It is the time of year in my part of the world when football teams at the college and high school levels are having their homecoming celebrations. Schools and their surrounding communities take on festive, carnival atmospheres, bedecking themselves in streamers, ribbons, trinkets, and flowers to celebrate their foremost athletes and public representatives, and stadia and gymnasia fill during the week and on game-days to give people space and time in which to voice their support as football players and other athletes are paraded out and praised.

Image is mine of a creation by AJ’s Flowers in Johnson City, Texas. Tell ’em I sent you.
For the colleges I attended, homecoming games this year come on 19 October and 9 November 2024; I don’t think I can make either event or much if any of the celebrations leading up to them. For the high school I attended, the game is 11 October 2024; I doubt I’ll be there, either. But I was at the homecoming game–as well as the community pep rally a couple of days earlier–for the high school where I live, which took place on 20 September 2024 and which, alas, the home team lost. My daughter was, as well, and I have to note that her engagement in homecoming events this year, as well as in the past several years, have been markedly different than what my own were at her age (and throughout my school career).
My daughter, Ms. 8, is much more heavily involved in school culture than I was when I was her age. (As I write this, she is in fifth grade.) Although it was the case that each of the elementary schools I attended had its own mascot, colors, school song, and the like, overt attempts by the school district I attended to foster in-group identification, school spirit, and competition, I…didn’t really get into things at that point. I didn’t participate in the inter-campus rivalries that seemed to be promoted and that I later learned were actually in force to some extent among my contemporaries. (It was an admittedly limited extent, given the limited opportunities for direct competition, but it was there.) I didn’t have much to do with extracurricular activities at that time; I took part in a few academic events, but those were inter-district, not intra-district, and they were more in the spring than the fall, in addition to being quiet, individual events that do not often attract much attention, if any. More broadly, I didn’t feel school spirit; I didn’t feel like I was part of some larger thing, certainly not the way I was told, directly and by saturation in the media at work in the time and place, that I ought to feel it. (I still have…some unease with it, although I feel it more now than I did then. I am aware of having…missed much, and the gaps tell.)

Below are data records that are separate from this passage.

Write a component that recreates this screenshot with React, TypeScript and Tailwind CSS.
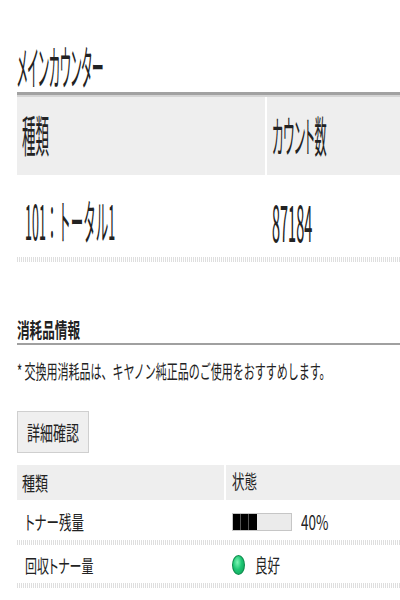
import React from "react";

const Dot = () => (
  <span className="inline-block w-[13px] h-[20px] rounded-[50%] border border-[#0c8a4a] bg-[radial-gradient(ellipse_at_40%_35%,#7df5b4_0%,#1ec774_45%,#0e9a55_100%)]" />
);

const Dots = () => (
  <div className="h-[5px] bg-[repeating-linear-gradient(90deg,#d6d6d6_0px,#d6d6d6_1px,transparent_1px,transparent_2px)] opacity-80" />
);

export default function App() {
  return (
    <div className="w-[400px] h-[600px] overflow-hidden bg-white pl-[17px] text-[#222] font-normal font-['Noto_Sans_CJK_JP','Noto_Sans_CJK_SC',sans-serif] [font-feature-settings:'palt']">
      {/* Title */}
      <div className="h-[92px] pt-[38px] flex items-center whitespace-nowrap">
        <span className="inline-block text-[12px] leading-none scale-y-[3.9] origin-center">メインカウンター</span>
      </div>
      <div className="h-[5px] bg-[#a2a2a2] border-b-[2px] border-[#d4d4d4]" />

      {/* Main counter table */}
      <div className="flex h-[78px] bg-[#eeeeee] whitespace-nowrap">
        <div className="w-[248px] flex items-center pl-[5px]">
          <span className="inline-block text-[13.5px] leading-none scale-y-[3.3]">種類</span>
        </div>
        <div className="w-[2px] bg-white" />
        <div className="flex-1 flex items-center pl-[5px]">
          <span className="inline-block text-[12.2px] leading-none scale-y-[3.5]">カウント数</span>
        </div>
      </div>
      <div className="flex h-[82px] pt-[12px] whitespace-nowrap">
        <div className="w-[250px] flex items-center pl-[8px]">
          <span className="inline-block text-[12.5px] leading-none scale-y-[3.8] [font-feature-settings:normal]">101：トータル1</span>
        </div>
        <div className="flex-1 flex items-center pl-[5px]">
          <span className="inline-block text-[14.5px] leading-none scale-y-[3.5]">87184</span>
        </div>
      </div>
      <Dots />

      {/* Consumables */}
      <div className="mt-[55px] h-[26px] flex items-center whitespace-nowrap">
        <span className="inline-block text-[12.6px] font-bold leading-none scale-y-[1.65]">消耗品情報</span>
      </div>
      <div className="h-[2px] bg-[#a0a0a0]" />

      <div className="mt-[13px] h-[26px] flex items-center whitespace-nowrap [font-feature-settings:normal]">
        <span className="inline-block text-[11px] leading-none scale-y-[1.75]">* 交換用消耗品は、キヤノン純正品のご使用をおすすめします。</span>
      </div>

      <div className="mt-[27px] w-[72px] h-[42px] border border-[#cfcfcf] bg-[#efefef] flex items-center justify-center whitespace-nowrap">
        <span className="inline-block text-[13px] leading-none scale-y-[1.6]">詳細確認</span>
      </div>

      <div className="mt-[12px] flex h-[35px] bg-[#eeeeee] whitespace-nowrap">
        <div className="w-[207px] flex items-center pl-[5px]">
          <span className="inline-block text-[13px] leading-none scale-y-[1.5]">種類</span>
        </div>
        <div className="w-[2px] bg-white" />
        <div className="flex-1 flex items-center pl-[6px]">
          <span className="inline-block text-[12.5px] leading-none scale-y-[1.5]">状態</span>
        </div>
      </div>

      <div className="flex h-[40px] pt-[4px] whitespace-nowrap">
        <div className="w-[209px] flex items-center pl-[8px]">
          <span className="inline-block text-[12.5px] leading-none scale-y-[1.55]">トナー残量</span>
        </div>
        <div className="flex-1 flex items-center pl-[6px]">
          <div className="w-[60px] h-[18px] border border-[#c6c6c6] bg-[#ebebeb] flex items-stretch">
            <div className="flex gap-[1px] bg-[#555]">
              <div className="w-[7px] bg-black" />
              <div className="w-[7px] bg-black" />
              <div className="w-[8px] bg-black" />
            </div>
          </div>
          <span className="ml-[9px] inline-block text-[13.5px] leading-none scale-y-[1.5]">40%</span>
        </div>
      </div>
      <Dots />

      <div className="flex h-[38px] pt-[2px] whitespace-nowrap">
        <div className="w-[209px] flex items-center pl-[8px]">
          <span className="inline-block text-[12px] leading-none scale-y-[1.55]">回収トナー量</span>
        </div>
        <div className="flex-1 flex items-center pl-[6px]">
          <Dot />
          <span className="ml-[10px] inline-block text-[12.5px] leading-none scale-y-[1.55]">良好</span>
        </div>
      </div>
      <Dots />
    </div>
  );
}
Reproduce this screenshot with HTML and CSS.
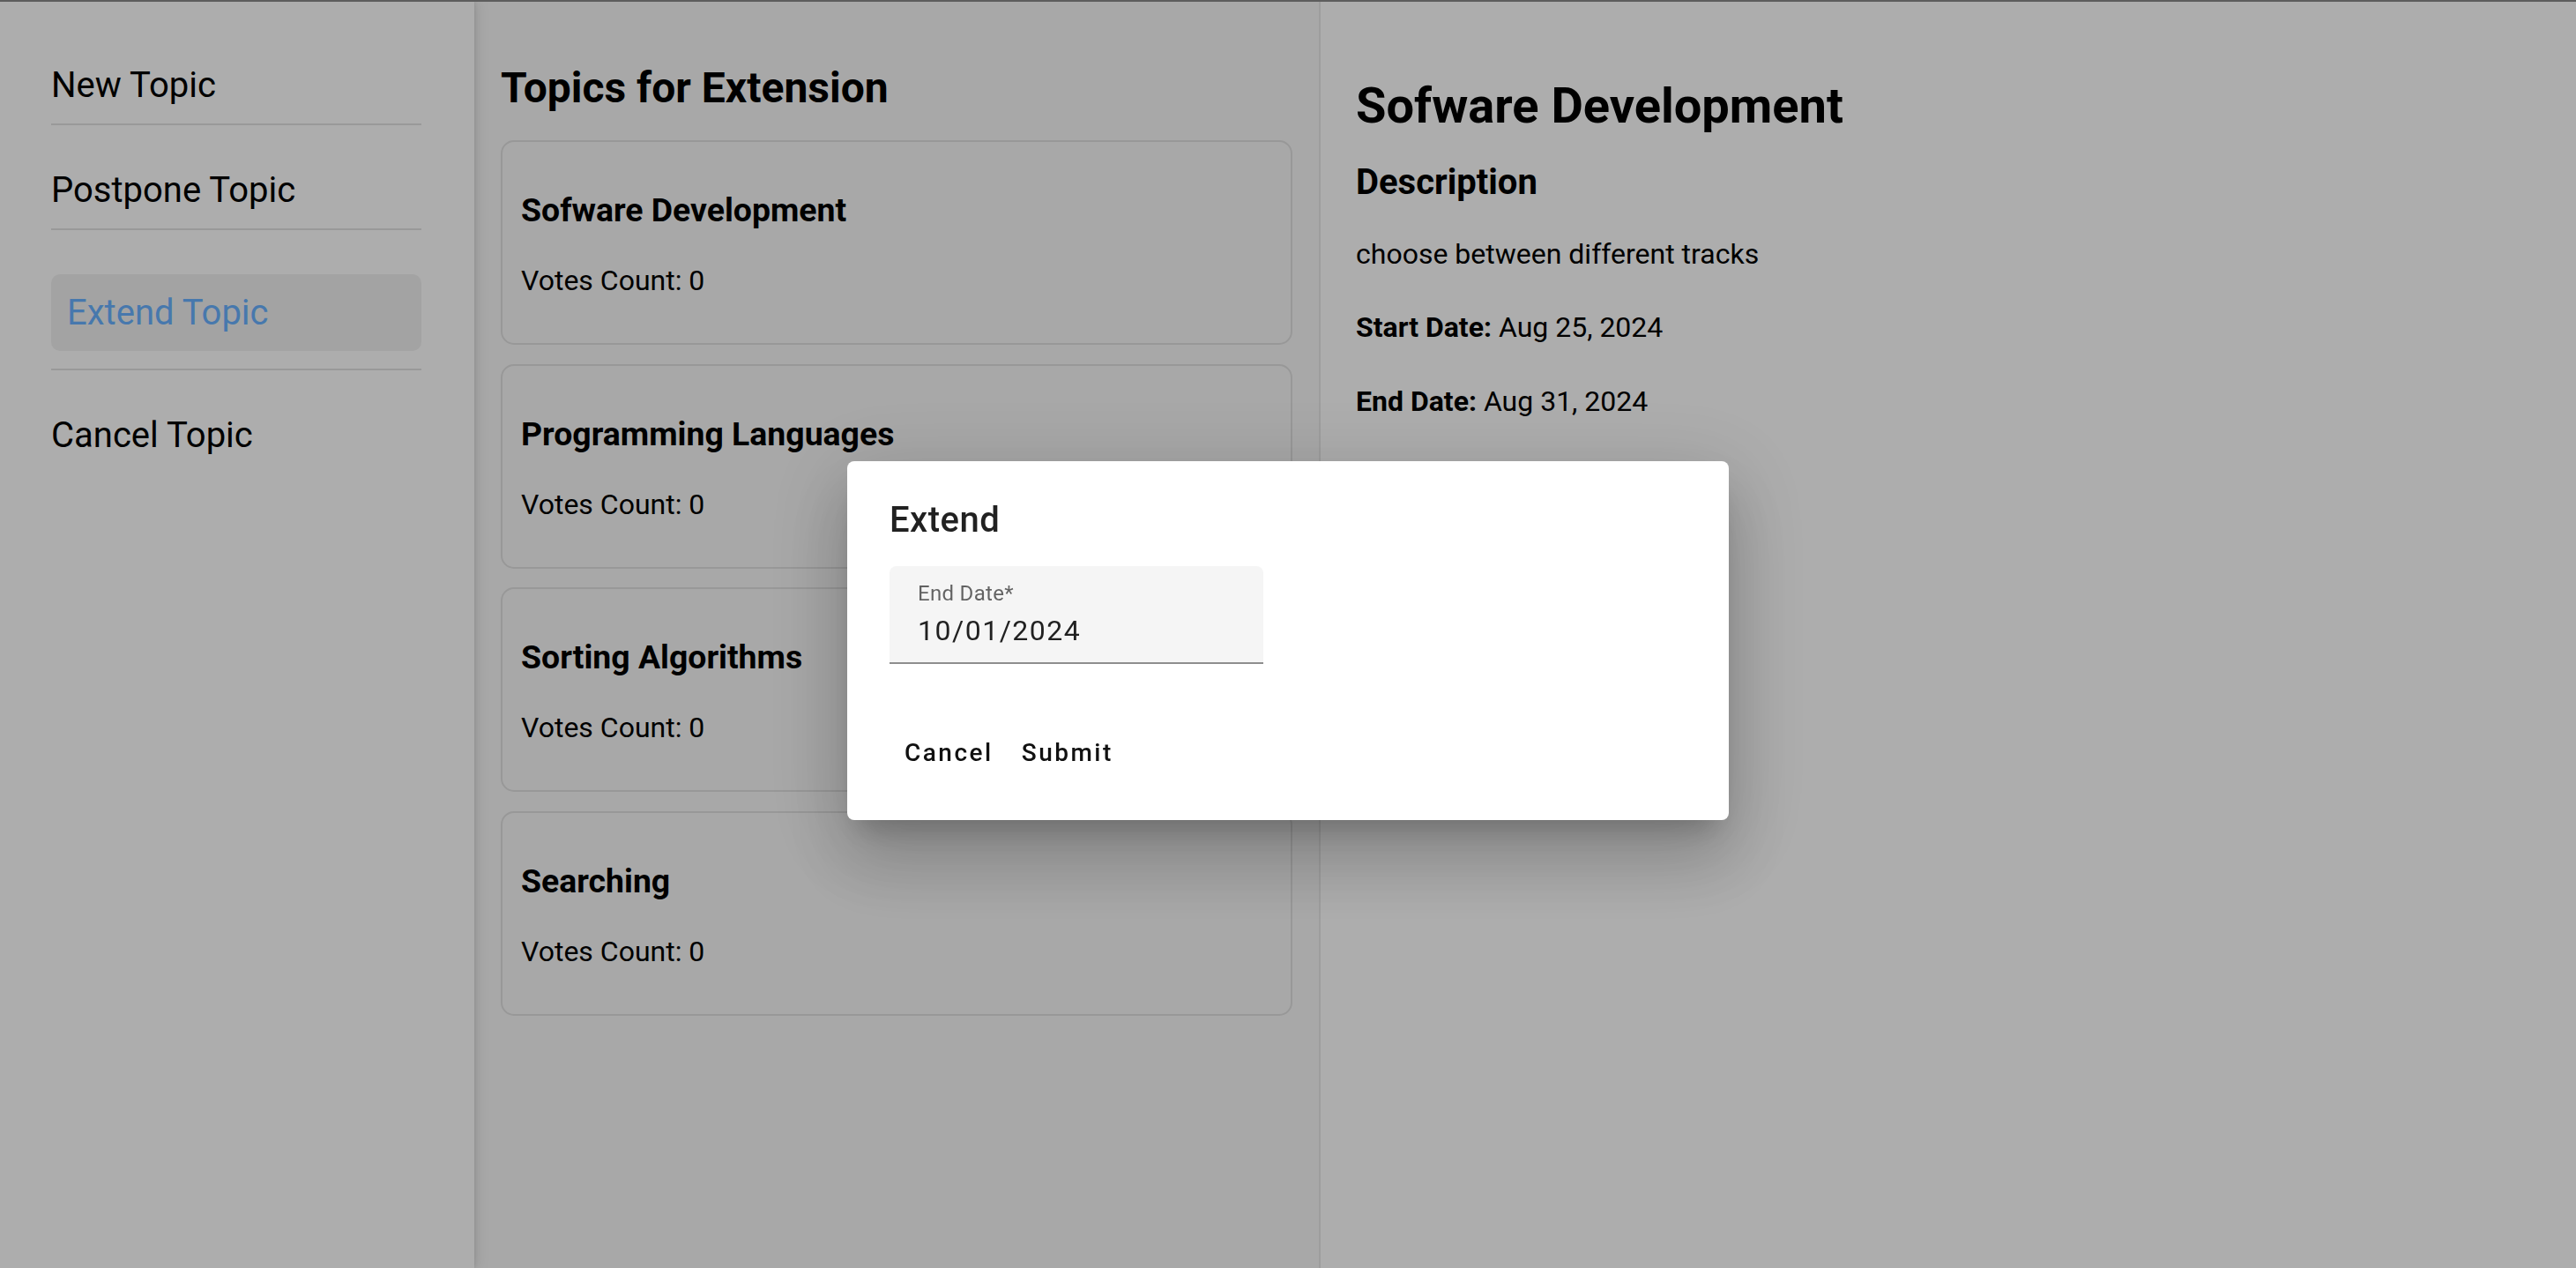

Ms. 8, though, is steeped in her school’s culture and life. She cheers, and in an official capacity. She plays in the band, and she can see how doing so can continue for her. She is on the student council, even if she doesn’t have the office on it that she had hoped to have. She is part of things, and in a deep way that already helps her avoid some of the problems that I faced (no few of which I made for myself, but she does not have the incentive to make problems for herself the way that I did). She is the kind of person, or acts as if the kind of person, who will delight in returning to what we expect will be her high school for a parade of decades, who might well return to the district in some professional capacity as no few of its teachers and staff have.
In short, like many of the people I saw in the lead-up to 20 September 2024, Ms. 8 gives every sign that she feels now and is poised to feel later on like her school is a home to which she can return, rather than some place she might visit from time to time as a guest whose welcome is, frankly, dubious. And I love that for her, though not nearly so much as I love her.